# What to work on:
Repeat the material below word for word and leave out all pictures.

# Material provided:
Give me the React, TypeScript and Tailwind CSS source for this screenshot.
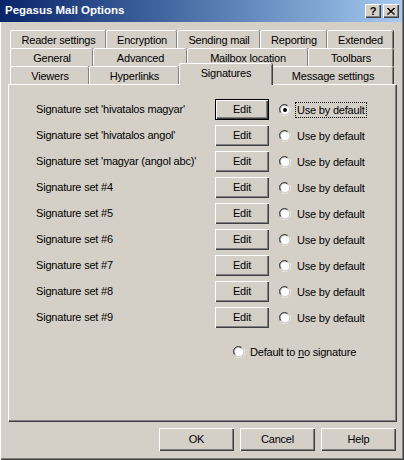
import clsx from 'clsx';

const tabRows = [
  [
    { label: 'Reader settings', w: 96 },
    { label: 'Encryption', w: 71 },
    { label: 'Sending mail', w: 83 },
    { label: 'Reporting', w: 67 },
    { label: 'Extended', w: 66 },
  ],
  [
    { label: 'General', w: 83 },
    { label: 'Advanced', w: 94 },
    { label: 'Mailbox location', w: 121 },
    { label: 'Toolbars', w: 85 },
  ],
  [
    { label: 'Viewers', w: 79 },
    { label: 'Hyperlinks', w: 90 },
    { label: 'Signatures', w: 93, active: true },
    { label: 'Message settings', w: 121 },
  ],
];

const sigs = [
  "Signature set 'hivatalos magyar'",
  "Signature set 'hivatalos angol'",
  "Signature set 'magyar (angol abc)'",
  'Signature set #4',
  'Signature set #5',
  'Signature set #6',
  'Signature set #7',
  'Signature set #8',
  'Signature set #9',
];

// win2k radio button
function Radio({ checked }: { checked?: boolean }) {
  return (
    <svg width="12" height="12" viewBox="0 0 12 12" className="shrink-0">
      <path d="M1 8.5 A5.5 5.5 0 0 1 8.5 1" fill="none" stroke="#808080" strokeWidth="1" />
      <path d="M2 8.5 A4.5 4.5 0 0 1 8.5 2" fill="none" stroke="#404040" strokeWidth="1" />
      <path d="M3.5 11 A5.5 5.5 0 0 0 11 3.5" fill="none" stroke="#ffffff" strokeWidth="1" />
      <path d="M3.5 10 A4.5 4.5 0 0 0 10 3.5" fill="none" stroke="#d4d0c8" strokeWidth="1" />
      <circle cx="6" cy="6" r="4" fill="#ffffff" />
      {checked && <circle cx="6" cy="6" r="2" fill="#000000" />}
    </svg>
  );
}

function Button({ children, def, className }: { children: React.ReactNode; def?: boolean; className?: string }) {
  return (
    <div
      className={clsx(
        'flex items-center justify-center bg-[#d4d0c8] text-black',
        def
          ? 'border border-black shadow-[inset_1px_1px_#ffffff,inset_-1px_-1px_#404040,inset_-2px_-2px_#808080]'
          : 'shadow-[inset_1px_1px_#ffffff,inset_-1px_-1px_#404040,inset_-2px_-2px_#808080]',
        className
      )}
    >
      {children}
    </div>
  );
}

export default function App() {
  return (
    <div className="w-[404px] h-[460px] bg-[#d4d0c8] flex flex-col text-[11px] tracking-[-0.2px] text-black font-['Liberation_Sans',Arial,sans-serif] shadow-[inset_1px_0_#ffffff,inset_-1px_-1px_#404040,inset_-2px_-2px_#808080] overflow-hidden">
      {/* title bar */}
      <div className="h-[22px] mr-[2px] flex items-center justify-between pl-[5px] pr-[3px] bg-gradient-to-r from-[#0a246a] to-[#a6caf0]">
        <span className="text-white font-bold text-[11.5px] tracking-normal">Pegasus Mail Options</span>
        <div className="flex gap-[2px]">
          <Button className="w-[16px] h-[14px] font-bold text-[11px] tracking-normal">?</Button>
          <Button className="w-[16px] h-[14px]">
            <svg width="8" height="7" viewBox="0 0 8 7">
              <path d="M0 0 L7 6.5 M1 0 L8 6.5 M7 0 L0 6.5 M8 0 L1 6.5" stroke="#000" strokeWidth="1" />
            </svg>
          </Button>
        </div>
      </div>

      <div className="flex-1 flex flex-col pl-[8px] pr-[8px] pt-[8px]">
        {/* tabs */}
        <div className="flex flex-col pl-[2px]">
          {tabRows.map((row, ri) => (
            <div key={ri} className="flex h-[18px] items-end">
              {row.map((t) => (
                <div
                  key={t.label}
                  style={{ width: t.w }}
                  className={clsx(
                    'flex items-center justify-center rounded-t-[2px] bg-[#d4d0c8] border-t border-l border-white shadow-[inset_-1px_0_#808080,1px_0_#404040]',
                    t.active
                      ? 'relative z-10 h-[22px] -mb-[1px] pb-[3px]'
                      : 'h-[18px] pt-[1px]'
                  )}
                >
                  {t.label}
                </div>
              ))}
            </div>
          ))}
        </div>

        {/* panel */}
        <div className="h-[337px] w-[388px] border-t border-l border-white shadow-[inset_-1px_-1px_#808080,1px_1px_#404040] flex flex-col pl-[27px] pt-[14px]">
          <div className="flex flex-col gap-[5px]">
            {sigs.map((s, i) => (
              <div key={s} className="flex items-center h-[21px]">
                <span className="w-[179px]">{s}</span>
                <Button def={i === 0} className="w-[54px] h-[21px]">Edit</Button>
                <div className="flex items-center ml-[10px] gap-[5px]">
                  <Radio checked={i === 0} />
                  <span
                    className={clsx(
                      'px-[1px] leading-[14px]',
                      i === 0 ? 'outline-1 outline-dotted outline-black' : ''
                    )}
                  >
                    Use by default
                  </span>
                </div>
              </div>
            ))}
          </div>
          <div className="flex items-center mt-[16px] pl-[197px] gap-[5px]">
            <Radio />
            <span>
              Default to <span className="underline">n</span>o signature
            </span>
          </div>
        </div>

        {/* buttons */}
        <div className="flex justify-end gap-[6px] mt-[7px] pr-[0px]">
          <Button className="w-[75px] h-[23px]">OK</Button>
          <Button className="w-[75px] h-[23px]">Cancel</Button>
          <Button className="w-[75px] h-[23px]">Help</Button>
        </div>
      </div>
    </div>
  );
}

# Solution for this task:
Give me the React, TypeScript and Tailwind CSS source for this screenshot.
import clsx from 'clsx';

const tabRows = [
  [
    { label: 'Reader settings', w: 96 },
    { label: 'Encryption', w: 71 },
    { label: 'Sending mail', w: 83 },
    { label: 'Reporting', w: 67 },
    { label: 'Extended', w: 66 },
  ],
  [
    { label: 'General', w: 83 },
    { label: 'Advanced', w: 94 },
    { label: 'Mailbox location', w: 121 },
    { label: 'Toolbars', w: 85 },
  ],
  [
    { label: 'Viewers', w: 79 },
    { label: 'Hyperlinks', w: 90 },
    { label: 'Signatures', w: 93, active: true },
    { label: 'Message settings', w: 121 },
  ],
];

const sigs = [
  "Signature set 'hivatalos magyar'",
  "Signature set 'hivatalos angol'",
  "Signature set 'magyar (angol abc)'",
  'Signature set #4',
  'Signature set #5',
  'Signature set #6',
  'Signature set #7',
  'Signature set #8',
  'Signature set #9',
];

// win2k radio button
function Radio({ checked }: { checked?: boolean }) {
  return (
    <svg width="12" height="12" viewBox="0 0 12 12" className="shrink-0">
      <path d="M1 8.5 A5.5 5.5 0 0 1 8.5 1" fill="none" stroke="#808080" strokeWidth="1" />
      <path d="M2 8.5 A4.5 4.5 0 0 1 8.5 2" fill="none" stroke="#404040" strokeWidth="1" />
      <path d="M3.5 11 A5.5 5.5 0 0 0 11 3.5" fill="none" stroke="#ffffff" strokeWidth="1" />
      <path d="M3.5 10 A4.5 4.5 0 0 0 10 3.5" fill="none" stroke="#d4d0c8" strokeWidth="1" />
      <circle cx="6" cy="6" r="4" fill="#ffffff" />
      {checked && <circle cx="6" cy="6" r="2" fill="#000000" />}
    </svg>
  );
}

function Button({ children, def, className }: { children: React.ReactNode; def?: boolean; className?: string }) {
  return (
    <div
      className={clsx(
        'flex items-center justify-center bg-[#d4d0c8] text-black',
        def
          ? 'border border-black shadow-[inset_1px_1px_#ffffff,inset_-1px_-1px_#404040,inset_-2px_-2px_#808080]'
          : 'shadow-[inset_1px_1px_#ffffff,inset_-1px_-1px_#404040,inset_-2px_-2px_#808080]',
        className
      )}
    >
      {children}
    </div>
  );
}

export default function App() {
  return (
    <div className="w-[404px] h-[460px] bg-[#d4d0c8] flex flex-col text-[11px] tracking-[-0.2px] text-black font-['Liberation_Sans',Arial,sans-serif] shadow-[inset_1px_0_#ffffff,inset_-1px_-1px_#404040,inset_-2px_-2px_#808080] overflow-hidden">
      {/* title bar */}
      <div className="h-[22px] mr-[2px] flex items-center justify-between pl-[5px] pr-[3px] bg-gradient-to-r from-[#0a246a] to-[#a6caf0]">
        <span className="text-white font-bold text-[11.5px] tracking-normal">Pegasus Mail Options</span>
        <div className="flex gap-[2px]">
          <Button className="w-[16px] h-[14px] font-bold text-[11px] tracking-normal">?</Button>
          <Button className="w-[16px] h-[14px]">
            <svg width="8" height="7" viewBox="0 0 8 7">
              <path d="M0 0 L7 6.5 M1 0 L8 6.5 M7 0 L0 6.5 M8 0 L1 6.5" stroke="#000" strokeWidth="1" />
            </svg>
          </Button>
        </div>
      </div>

      <div className="flex-1 flex flex-col pl-[8px] pr-[8px] pt-[8px]">
        {/* tabs */}
        <div className="flex flex-col pl-[2px]">
          {tabRows.map((row, ri) => (
            <div key={ri} className="flex h-[18px] items-end">
              {row.map((t) => (
                <div
                  key={t.label}
                  style={{ width: t.w }}
                  className={clsx(
                    'flex items-center justify-center rounded-t-[2px] bg-[#d4d0c8] border-t border-l border-white shadow-[inset_-1px_0_#808080,1px_0_#404040]',
                    t.active
                      ? 'relative z-10 h-[22px] -mb-[1px] pb-[3px]'
                      : 'h-[18px] pt-[1px]'
                  )}
                >
                  {t.label}
                </div>
              ))}
            </div>
          ))}
        </div>

        {/* panel */}
        <div className="h-[337px] w-[388px] border-t border-l border-white shadow-[inset_-1px_-1px_#808080,1px_1px_#404040] flex flex-col pl-[27px] pt-[14px]">
          <div className="flex flex-col gap-[5px]">
            {sigs.map((s, i) => (
              <div key={s} className="flex items-center h-[21px]">
                <span className="w-[179px]">{s}</span>
                <Button def={i === 0} className="w-[54px] h-[21px]">Edit</Button>
                <div className="flex items-center ml-[10px] gap-[5px]">
                  <Radio checked={i === 0} />
                  <span
                    className={clsx(
                      'px-[1px] leading-[14px]',
                      i === 0 ? 'outline-1 outline-dotted outline-black' : ''
                    )}
                  >
                    Use by default
                  </span>
                </div>
              </div>
            ))}
          </div>
          <div className="flex items-center mt-[16px] pl-[197px] gap-[5px]">
            <Radio />
            <span>
              Default to <span className="underline">n</span>o signature
            </span>
          </div>
        </div>

        {/* buttons */}
        <div className="flex justify-end gap-[6px] mt-[7px] pr-[0px]">
          <Button className="w-[75px] h-[23px]">OK</Button>
          <Button className="w-[75px] h-[23px]">Cancel</Button>
          <Button className="w-[75px] h-[23px]">Help</Button>
        </div>
      </div>
    </div>
  );
}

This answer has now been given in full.